A little context. My home is right now sitting not far away from a massive fire front, its ragged fingers like outstretched talons reaching towards my little rural community. I’ve evacuated, temporarily. Better off than some – whose houses are now ash and rubble. Better off than those who have died, and better off than the millions of animals with nowhere to run, no cars to jump into.
Naturally I spend a lot of time on Facebook, anxiously trawling for news – is it here yet? are my friends and neighbours safe? Do I still have a home to go back to? Facebook, the Great Satan, is proving the Great Connector. And yet.

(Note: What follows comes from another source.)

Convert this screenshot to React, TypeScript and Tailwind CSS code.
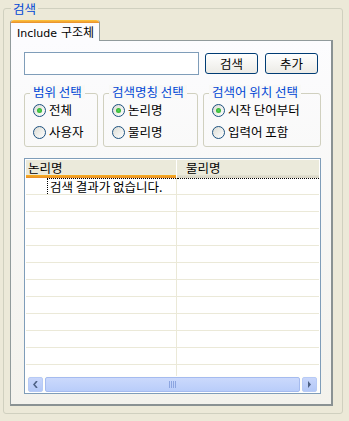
const ko = { fontFamily: '"Noto Sans CJK KR", "DejaVu Sans", sans-serif' };

function Radio({ label, checked }: { label: string; checked?: boolean }) {
  return (
    <div className="flex h-[22px] items-center gap-[3px]">
      <span className="flex h-[13px] w-[13px] shrink-0 items-center justify-center rounded-full border border-[#1c5180] bg-gradient-to-br from-[#dcdcd4] to-white">
        {checked && (
          <span className="h-[5px] w-[5px] rounded-full bg-[radial-gradient(circle,#55d855,#21a121)]" />
        )}
      </span>
      <span className="text-[12.5px] leading-[14px] text-black" style={ko}>
        {label}
      </span>
    </div>
  );
}

function Group({ title, width, children }: { title: string; width: string; children: React.ReactNode }) {
  return (
    <div className={`relative mt-[18px] h-[54px] rounded-[3px] border border-[#d0d0bf] pl-[8px] pt-[5px] ${width}`}>
      <span
        className="absolute -top-[9px] left-[5px] bg-[#f9f9f7] px-[3px] text-[12.5px] leading-[14px] text-[#0046d5]"
        style={ko}
      >
        {title}
      </span>
      {children}
    </div>
  );
}

function XpButton({ label }: { label: string }) {
  return (
    <button
      className="flex h-[21px] w-[53px] items-center justify-center rounded-[3px] border border-[#003c74] bg-gradient-to-b from-white to-[#ecebe6] text-[12.5px] leading-[14px] text-black"
      style={ko}
    >
      {label}
    </button>
  );
}

export default function App() {
  const rows = Array.from({ length: 12 });
  return (
    <div className="h-[421px] w-[349px] overflow-hidden bg-[#ece9d8] pl-[3px] pt-[8px]">
      <div className="relative h-[406px] w-[340px] rounded-[3px] border border-[#d0d0bf] pl-[6px] pt-[11px]">
        <span
          className="absolute -top-[7px] left-[7px] bg-[#ece9d8] px-[2px] text-[12.5px] leading-[14px] text-[#0046d5]"
          style={ko}
        >
          검색
        </span>

        {/* tab header */}
        <div className="relative z-10 flex h-[21px]">
          <div className="flex h-[21px] w-[90px] flex-col rounded-t-[3px] border-x border-[#919b9c] bg-[#fcfcfe]">
            <div className="h-[3px] rounded-t-[3px] bg-gradient-to-b from-[#ffc83c] to-[#e68b2c]" />
            <div
              className="pl-[6px] pt-[2px] text-[12px] leading-[14px] text-black"
              style={{ fontFamily: '"DejaVu Sans", "Noto Sans CJK KR", sans-serif' }}
            >
              <span className="text-[11px]">Include</span> <span style={ko}>구조체</span>
            </div>
          </div>
        </div>

        {/* tab panel */}
        <div className="-mt-[1px] h-[366px] w-[323px] border border-r-[2px] border-b-[2px] border-[#919b9c] border-r-[#8a9293] border-b-[#8a9293] bg-gradient-to-b from-[#fcfcfe] to-[#f3f2ec] pl-[13px] pt-[11px]">
          <div className="flex items-center">
            <div className="h-[23px] w-[175px] border border-[#7f9db9] bg-white" />
            <div className="ml-[6px]">
              <XpButton label="검색" />
            </div>
            <div className="ml-[7px]">
              <XpButton label="추가" />
            </div>
          </div>

          <div className="flex gap-[5px]">
            <Group title="범위 선택" width="w-[74px]">
              <Radio label="전체" checked />
              <Radio label="사용자" />
            </Group>
            <Group title="검색명칭 선택" width="w-[95px]">
              <Radio label="논리명" checked />
              <Radio label="물리명" />
            </Group>
            <Group title="검색어 위치 선택" width="w-[118px]">
              <Radio label="시작 단어부터" checked />
              <Radio label="입력어 포함" />
            </Group>
          </div>

          {/* grid */}
          <div className="mt-[11px] flex h-[236px] w-[297px] flex-col overflow-hidden border border-[#7f9db9] bg-white p-[1px]">
            <div className="flex h-[18px] shrink-0">
              <div className="flex w-[150px] flex-col bg-[#ebeadb]">
                <div className="flex-1 pl-[2px] pt-[1px] text-[12.5px] leading-[14px] text-black" style={ko}>
                  논리명
                </div>
                <div className="h-[3px] bg-gradient-to-b from-[#f9b119] to-[#e68b2c]" />
              </div>
              <div className="flex flex-1 flex-col border-l border-white bg-[#ebeadb]">
                <div className="flex-1 pl-[9px] pt-[1px] text-[12.5px] leading-[14px] text-black" style={ko}>
                  물리명
                </div>
                <div className="h-[3px] bg-gradient-to-b from-[#e2e1d2] to-[#d6d2c2]" />
              </div>
            </div>
            <div className="flex-1 overflow-hidden">
              {rows.map((_, i) => (
                <div key={i} className="flex h-[17px] border-b border-[#ebe9d8]">
                  <div className="w-[151px] border-r border-[#ebe9d8] pl-[21px]">
                    {i === 0 && (
                      <div
                        className="h-[16px] whitespace-nowrap border-l border-t border-dotted border-black pl-[2px] text-[12.5px] leading-[15px] text-black"
                        style={ko}
                      >
                        검색 결과가 없습니다.
                      </div>
                    )}
                  </div>
                  <div className="flex-1">
                    {i === 0 && <div className="h-[16px] border-t border-dotted border-black" />}
                  </div>
                </div>
              ))}
            </div>
            {/* horizontal scrollbar */}
            <div className="flex h-[16px] shrink-0 items-center gap-[2px] bg-[#fefefb] px-[2px]">
              <div className="flex h-[15px] w-[15px] items-center justify-center rounded-[2px] border border-[#b7caf5] bg-gradient-to-b from-[#c8d6fb] to-[#b3c8f7]">
                <svg width="5" height="7" viewBox="0 0 5 7">
                  <path d="M4 0 L1 3.5 L4 7" fill="none" stroke="#4d6185" strokeWidth="1.6" />
                </svg>
              </div>
              <div className="flex h-[15px] flex-1 items-center justify-center rounded-[2px] border border-[#a5bbef] bg-gradient-to-b from-[#cbd9fc] to-[#b9cdfa]">
                <svg width="8" height="7" viewBox="0 0 8 7">
                  <path d="M0.5 0V7M2.5 0V7M4.5 0V7M6.5 0V7" stroke="#8ca5e0" strokeWidth="1" />
                </svg>
              </div>
              <div className="flex h-[15px] w-[15px] items-center justify-center rounded-[2px] border border-[#b7caf5] bg-gradient-to-b from-[#c8d6fb] to-[#b3c8f7]">
                <svg width="5" height="7" viewBox="0 0 5 7">
                  <path d="M1 0 L4 3.5 L1 7 Z" fill="#4d6185" />
                </svg>
              </div>
            </div>
          </div>
        </div>
      </div>
    </div>
  );
}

It’s here that you find the best, and the worst. The people who make your heart swell with pride to be Aussie, or even human, and the people who…well, don’t. Our village fire coordinator, who finds time to make jokes about weird designer clothes for men in the direst of times. The firies who come from the north coast – recently beset by fire – to help us here in our little hamlet. The neighbour who pops around to check someone’s gutters because they can’t climb a ladder, who lends a generator, brings fresh water, cooks a quiche. The truckies who deliver free hay and water, the Sikhs and Moslem convoys who bring food to country towns. The people whose loungerooms are now full of burnt native animals in pillow case pouches. It makes me cry. Kindness, cooperation, stoicism, bravery. The best of us.
And then. The armchair experts who overflow with vitriol and sheer stupidity ‘It’s all the greenies’ fault’, ‘You never see a fire on a concrete footpath’, ‘These fires are nothing unusual’. The ‘string ’em up’ brigade, ‘99% of Aussie fires caused by arsonists’, ‘Looters run amuck in fire evacuated towns’, ‘We need more logging!’. There’s a tendency for some of us to turn on each other in these awful times. In my own village, thoughtless kids started a blaze which was soon put out; naturally, they got a severe talking to. The single individual who started a hate rant about it on the local Facebook group was quickly shut down – and it’s this which makes me proud of my home. Others have not been so chilled, choosing to maintain old feuds while the fires rage around us, and that’s disappointing.
Opinions are one thing. Mobs are another, very much more dangerous phenomenon that we need to avoid at all costs in these testing times.